**Exercise brief:**
Identify every line containing the word "styles" and reproduce each one.

**Data provided:**
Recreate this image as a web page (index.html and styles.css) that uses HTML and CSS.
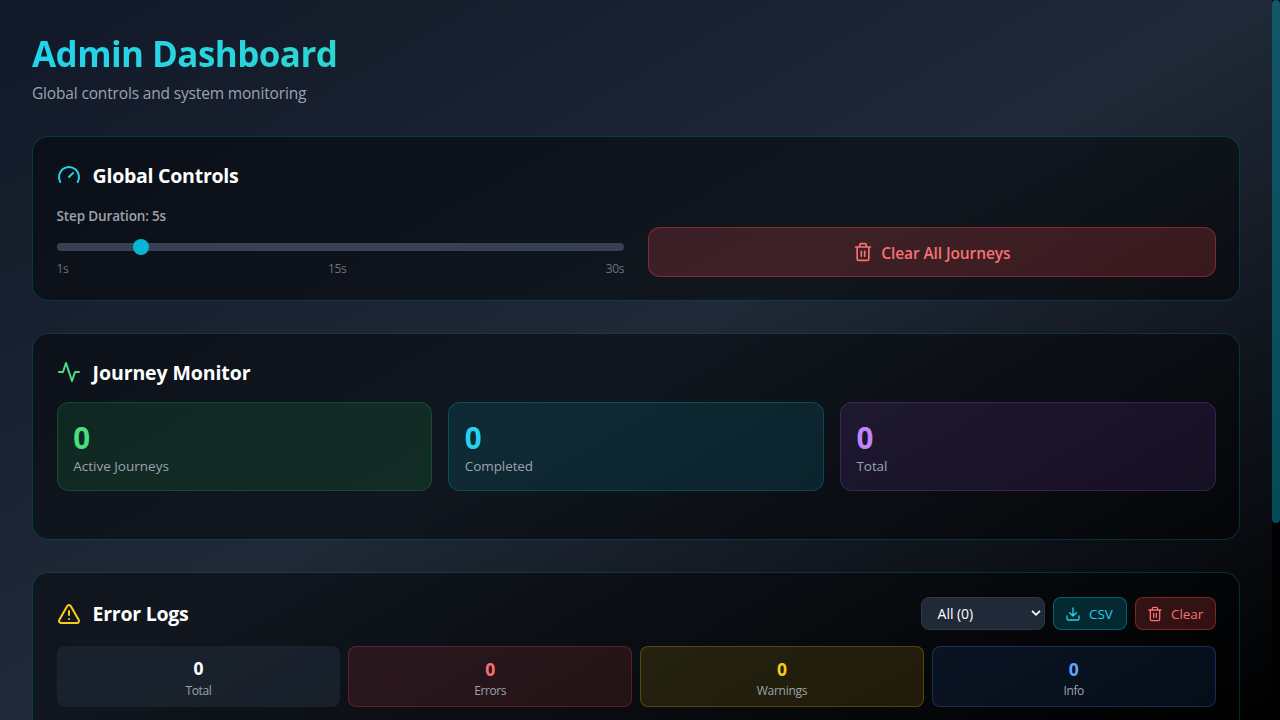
FILE: index.html
```html
<!DOCTYPE html>
<html lang="en">
<head>
<meta charset="utf-8">
<title>Admin Dashboard</title>
<link rel="stylesheet" href="styles.css">
</head>
<body>
<main class="page">
  <header class="page-header">
    <h1><span class="gradient-text">Admin Dashboard</span></h1>
    <p><span>Global controls and system monitoring</span></p>
  </header>

  <section class="card controls">
    <div class="card-title">
      <svg class="icon icon-lg cyan" viewBox="0 0 24 24"><path d="m12 14 4-4"/><path d="M3.34 19a10 10 0 1 1 17.32 0"/></svg>
      <h2>Global Controls</h2>
    </div>
    <div class="controls-grid">
      <div class="duration">
        <label class="duration-label">Step Duration: 5s</label>
        <div class="track"><div class="thumb"></div></div>
        <div class="scale"><span>1s</span><span>15s</span><span>30s</span></div>
      </div>
      <button class="clear-all">
        <svg class="icon icon-md" viewBox="0 0 24 24"><path d="M3 6h18M19 6v14c0 1-1 2-2 2H7c-1 0-2-1-2-2V6M8 6V4c0-1 1-2 2-2h4c1 0 2 1 2 2v2M10 11v6M14 11v6"/></svg>
        <span>Clear All Journeys</span>
      </button>
    </div>
  </section>

  <section class="card monitor">
    <div class="card-title">
      <svg class="icon icon-lg green" viewBox="0 0 24 24"><path d="M22 12h-4l-3 9L9 3l-3 9H2"/></svg>
      <h2 class="t-monitor">Journey Monitor</h2>
    </div>
    <div class="stats">
      <div class="stat stat-green"><div class="num">0</div><div class="lbl">Active Journeys</div></div>
      <div class="stat stat-cyan"><div class="num">0</div><div class="lbl">Completed</div></div>
      <div class="stat stat-purple"><div class="num">0</div><div class="lbl">Total</div></div>
    </div>
  </section>

  <section class="card logs">
    <div class="logs-head">
      <div class="card-title">
        <svg class="icon icon-lg yellow" viewBox="0 0 24 24"><path d="m21.73 18-8-14a2 2 0 0 0-3.48 0l-8 14A2 2 0 0 0 4 21h16a2 2 0 0 0 1.73-3ZM12 9v4M12 17h.01"/></svg>
        <h2 class="t-logs">Error Logs</h2>
      </div>
      <div class="actions">
        <div class="select">
          <span>All (0)</span>
          <svg class="chevron" viewBox="0 0 10 6"><path d="M1 0.8 5 4.8 9 0.8"/></svg>
        </div>
        <button class="btn btn-cyan">
          <svg class="icon icon-sm" viewBox="0 0 24 24"><path d="M21 15v4a2 2 0 0 1-2 2H5a2 2 0 0 1-2-2v-4M7 10l5 5 5-5M12 15V3"/></svg>
          <span>CSV</span>
        </button>
        <button class="btn btn-red">
          <svg class="icon icon-sm" viewBox="0 0 24 24"><path d="M3 6h18M19 6v14c0 1-1 2-2 2H7c-1 0-2-1-2-2V6M8 6V4c0-1 1-2 2-2h4c1 0 2 1 2 2v2M10 11v6M14 11v6"/></svg>
          <span>Clear</span>
        </button>
      </div>
    </div>
    <div class="counts">
      <div class="count count-total"><div class="num">0</div><div class="lbl">Total</div></div>
      <div class="count count-errors"><div class="num">0</div><div class="lbl">Errors</div></div>
      <div class="count count-warnings"><div class="num">0</div><div class="lbl">Warnings</div></div>
      <div class="count count-info"><div class="num">0</div><div class="lbl">Info</div></div>
    </div>
  </section>
</main>
<div class="scrollbar"><div class="scrollbar-thumb"></div></div>
</body>
</html>
```
FILE: styles.css
```css
* { box-sizing: border-box; margin: 0; }

body {
  display: flex;
  height: 720px;
  overflow: hidden;
  background: #000;
  color: #fff;
  font-family: "Segoe UI", "Open Sans", "Noto Sans", sans-serif;
}

button { font-family: inherit; }

.page {
  flex: 1;
  height: 720px;
  overflow: hidden;
  padding: 32px;
  background: linear-gradient(to bottom right, #111827, #1f2937, #000);
}

.page-header { margin-bottom: 32px; }

h1 {
  height: 40px;
  margin-bottom: 8px;
  font-size: 35px;
  line-height: 44px;
  font-weight: 700;
  letter-spacing: -0.57px;
}

.gradient-text {
  display: block;
  background: linear-gradient(to right, #22d3ee, #4ade80);
  -webkit-background-clip: text;
  background-clip: text;
  color: transparent;
}

.page-header p { color: #9ca3af; font-size: 15.5px; line-height: 27px; height: 24px; letter-spacing: -0.16px; }

.card {
  padding: 24px 23.4px 24px 23.6px;
  border: 1px solid rgba(6, 182, 212, 0.23);
  border-radius: 16px;
  background: rgba(0, 0, 0, 0.43);
  margin-bottom: 32px;
}

.controls { height: 165px; }
.monitor { height: 207px; }
.logs { height: 380px; }

.card-title { display: flex; align-items: center; gap: 12px; height: 28px; }

h2 { font-size: 19.5px; line-height: 30px; font-weight: 700; letter-spacing: -0.25px; padding-top: 2px; }
.t-monitor { letter-spacing: -0.1px; }
.t-logs { padding-top: 0; }

.icon { fill: none; stroke: currentColor; stroke-width: 2; stroke-linecap: round; stroke-linejoin: round; flex: none; }
.icon-lg { width: 24px; height: 24px; }
.icon-md { width: 20px; height: 20px; }
.icon-sm { width: 16px; height: 16px; }
.cyan { color: #22d3ee; }
.green { color: #4ade80; }
.yellow { color: #facc15; }

.controls-grid { display: grid; grid-template-columns: 1fr 1fr; gap: 24px; align-items: end; margin-top: 16px; height: 72px; }
.duration { display: flex; flex-direction: column; height: 72px; }
.duration-label { font-size: 13.5px; line-height: 22px; font-weight: 600; color: #9ca3af; letter-spacing: -0.15px; }

.track { height: 8px; margin-top: 16px; border-radius: 8px; background: #374151; }
.thumb { width: 16px; height: 16px; margin-left: 76px; border-radius: 50%; background: #06b6d4; transform: translateY(-4px); }
.scale { display: flex; justify-content: space-between; margin-top: 9px; font-size: 12px; line-height: 17px; color: #6b7280; letter-spacing: -0.4px; }

.clear-all {
  display: flex;
  align-items: center;
  justify-content: center;
  gap: 8px;
  height: 50px;
  border: 1px solid rgba(239, 68, 68, 0.4);
  border-radius: 12px;
  background: rgba(239, 68, 68, 0.2);
  color: #f87171;
  font-size: 15.5px;
  font-weight: 600;
  letter-spacing: -0.1px;
}
.clear-all span { padding-top: 2px; }

.stats { display: grid; grid-template-columns: repeat(3, 1fr); gap: 16px; margin-top: 16px; }
.stat { height: 89px; padding: 16px 15.6px; border: 1px solid; border-radius: 12px; }
.stat .num { font-size: 29.5px; line-height: 37px; height: 36px; font-weight: 700; }
.stat .lbl { font-size: 13.5px; line-height: 23px; color: #9ca3af; }
.stat-green { background: rgba(34, 197, 94, 0.12); border-color: rgba(34, 197, 94, 0.22); }
.stat-green .num { color: #4ade80; }
.stat-cyan { background: rgba(6, 182, 212, 0.12); border-color: rgba(6, 182, 212, 0.25); }
.stat-cyan .num { color: #22d3ee; }
.stat-purple { background: rgba(168, 85, 247, 0.11); border-color: rgba(168, 85, 247, 0.22); }
.stat-purple .num { color: #c084fc; }
.stat-cyan .lbl, .stat-purple .lbl { letter-spacing: -0.1px; }

.logs-head { display: flex; justify-content: space-between; align-items: center; height: 33px; margin-bottom: 16px; }
.actions { display: flex; gap: 8px; }
.select {
  display: flex;
  align-items: center;
  justify-content: space-between;
  width: 124px;
  height: 33px;
  padding: 0 3px 0 16px;
  border: 1px solid #2d3747;
  border-radius: 8px;
  background: #1f2937;
  font-size: 14px;
  letter-spacing: -0.05px;
}
.chevron { width: 10px; height: 6px; margin-top: -1px; fill: none; stroke: #fff; stroke-width: 1.7; }

.btn { display: flex; align-items: center; gap: 8px; height: 33px; padding: 0 12px; border: 1px solid; border-radius: 8px; font-size: 13.5px; letter-spacing: -0.1px; }
.btn span { padding-top: 1px; }
.btn-cyan { width: 74px; padding-left: 11.5px; background: rgba(6, 182, 212, 0.2); border-color: rgba(6, 182, 212, 0.4); color: #22d3ee; }
.btn-red { width: 81px; padding-left: 11.5px; background: rgba(239, 68, 68, 0.2); border-color: rgba(239, 68, 68, 0.4); color: #f87171; }

.counts { display: grid; grid-template-columns: repeat(4, 1fr); gap: 8px; }
.count { height: 61px; padding: 8px; border: 1px solid; border-radius: 8px; text-align: center; }
.count .num { font-size: 17.5px; line-height: 28px; height: 28px; font-weight: 700; }
.count .lbl { font-size: 12px; line-height: 16px; color: #9ca3af; letter-spacing: -0.4px; }
.count-total { border: 0; background: rgba(31, 41, 55, 0.6); }
.count-total .lbl { line-height: 18px; }
.count-errors { background: rgba(239, 68, 68, 0.12); border-color: rgba(239, 68, 68, 0.27); }
.count-errors .num { color: #f87171; }
.count-warnings { background: rgba(234, 179, 8, 0.12); border-color: rgba(234, 179, 8, 0.27); }
.count-warnings .num { color: #facc15; }
.count-warnings .lbl { letter-spacing: -0.25px; }
.count-info { background: rgba(59, 130, 246, 0.1); border-color: rgba(59, 130, 246, 0.27); }
.count-info .num { color: #60a5fa; }

.scrollbar { width: 8px; height: 720px; background: #000; }
.scrollbar-thumb { height: 523px; border-radius: 4px; background: linear-gradient(#115768, #044b58); }
```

**Solved exercise:**
Recreate this image as a web page (index.html and styles.css) that uses HTML and CSS.
<link rel="stylesheet" href="styles.css">
FILE: styles.css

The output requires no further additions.